At the time of the entry of the partial summary judgment, there was an affidavit in the file by an officer of the appellant, Emerson Radio of Florida, Inc., to the effect that the guaranty was given not only to secure items purchased under the new arrangement but was also to secure the existing outstanding indebtedness. At this time, there was no dispute as to material facts in the record, and we find no reason to alter the legal effect of the plain words contained in the security agreement. Hamilton Const. Co. v. Board of Public Instruction of Dade County, Fla. 1953, 65 So.2d 729; Bryant v. Food Machinery and Chemical Corporation Niagara Chemical Division, Fla.App. 1961, 130 So.2d 132; Paddock v. Bay Concrete Industries, Inc., Fla. App. 1963, 154 So.2d 313; All-Dixie Insurance Agency, Inc. v. Moffatt, Fla.App. 1968, 212 So.2d 347.
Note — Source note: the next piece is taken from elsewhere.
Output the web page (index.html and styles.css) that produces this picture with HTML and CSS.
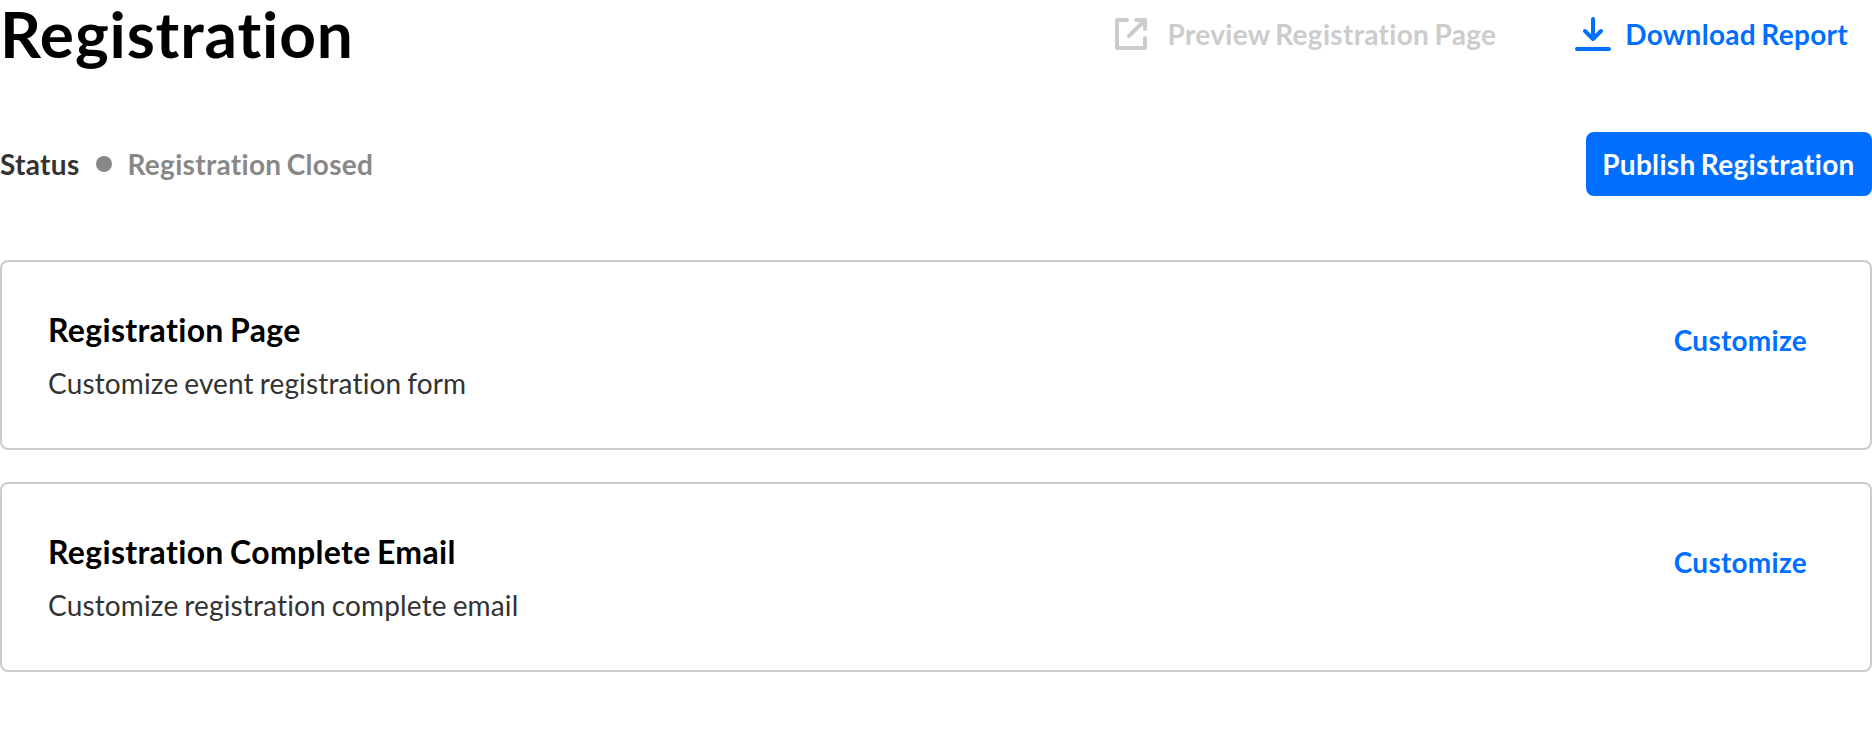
FILE: index.html
```html
<!DOCTYPE html>
<html lang="en">
<head>
<meta charset="utf-8">
<title>Registration</title>
<link rel="stylesheet" href="styles.css">
</head>
<body>
<header class="header">
  <h1 class="title">Registration</h1>
  <nav class="actions">
    <a class="action action-disabled">
      <svg class="icon-open" viewBox="0 0 32 32" fill="none" stroke="currentColor" stroke-width="4" stroke-linecap="round" stroke-linejoin="round"><path d="M12 2H2V30H30V20M21 2H30V11M30 2L14 18"/></svg>
      <span>Preview Registration Page</span>
    </a>
    <a class="action action-link">
      <svg class="icon-download" viewBox="0 0 36 34" fill="none" stroke="currentColor" stroke-width="4" stroke-linecap="round" stroke-linejoin="round"><path d="M18 2V22M10 14L18 22L26 14M2 32H34"/></svg>
      <span>Download Report</span>
    </a>
  </nav>
</header>
<section class="status-row">
  <div class="status"><span>Status</span><i class="dot"></i><span class="status-value">Registration Closed</span></div>
  <button class="publish">Publish Registration</button>
</section>
<main class="cards">
  <article class="card">
    <div><h2 class="card-title">Registration Page</h2><p class="card-text">Customize event registration form</p></div>
    <a class="customize">Customize</a>
  </article>
  <article class="card">
    <div><h2 class="card-title">Registration Complete Email</h2><p class="card-text">Customize registration complete email</p></div>
    <a class="customize">Customize</a>
  </article>
</main>
</body>
</html>
```
FILE: styles.css
```css
* { box-sizing: border-box; }
body { margin: 0; font-family: Lato, sans-serif; font-size: 28px; font-variant-ligatures: none; background: #fff; color: #333; }
h1, h2, p { margin: 0; }
.header { display: flex; justify-content: space-between; height: 132px; }
.title { font-size: 64px; line-height: 68px; font-weight: 700; color: #000; letter-spacing: 0.85px; }
.actions { display: flex; height: 68px; align-items: center; gap: 79px; padding-right: 24px; }
.action { display: flex; align-items: center; font-weight: 700; line-height: 40px; letter-spacing: 0.3px; word-spacing: -1.8px; }
.action-disabled { color: #ccc; gap: 21px; }
.action-link { color: #006fff; gap: 14px; }
.icon-open { width: 32px; height: 32px; }
.icon-download { width: 36px; height: 34px; }
.status-row { display: flex; justify-content: space-between; align-items: center; height: 64px; }
.status { display: flex; align-items: center; font-weight: 700; letter-spacing: 0.3px; word-spacing: -1.8px; }
.dot { width: 16px; height: 16px; border-radius: 50%; background: #888; margin: 0 16px; }
.status-value { color: #888; }
.publish { width: 286px; height: 64px; padding: 0 1px 0 0; border: 0; border-radius: 8px; background: #006fff; color: #fff; font: 700 28px/40px Lato, sans-serif; font-variant-ligatures: none; letter-spacing: 0.3px; word-spacing: -1.8px; }
.cards { display: flex; flex-direction: column; gap: 32px; margin-top: 64px; }
.card { display: flex; justify-content: space-between; height: 190px; padding: 44px 63px 0 46px; border: 2px solid #ccc; border-radius: 8px; }
.card-title { font-size: 32px; line-height: 48px; font-weight: 700; color: #000; letter-spacing: 0.33px; word-spacing: -1.8px; }
.card-text { font-size: 28px; line-height: 40px; margin-top: 9px; letter-spacing: 0.15px; word-spacing: -1.4px; }
.customize { font-weight: 700; color: #006fff; line-height: 40px; margin-top: 14px; letter-spacing: 0.25px; }
```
A review of the entire record which resulted from the trial indicates that not only should the final summary judgment limiting liability be reversed, but it should be reversed with directions to modify the final judgment here under review in favor of the appellants by increasing the amount to a total of $24,972.56 against Norman Rubinson.
Therefore, the final judgment here under review be and the same is hereby reversed, and modified in part with directions.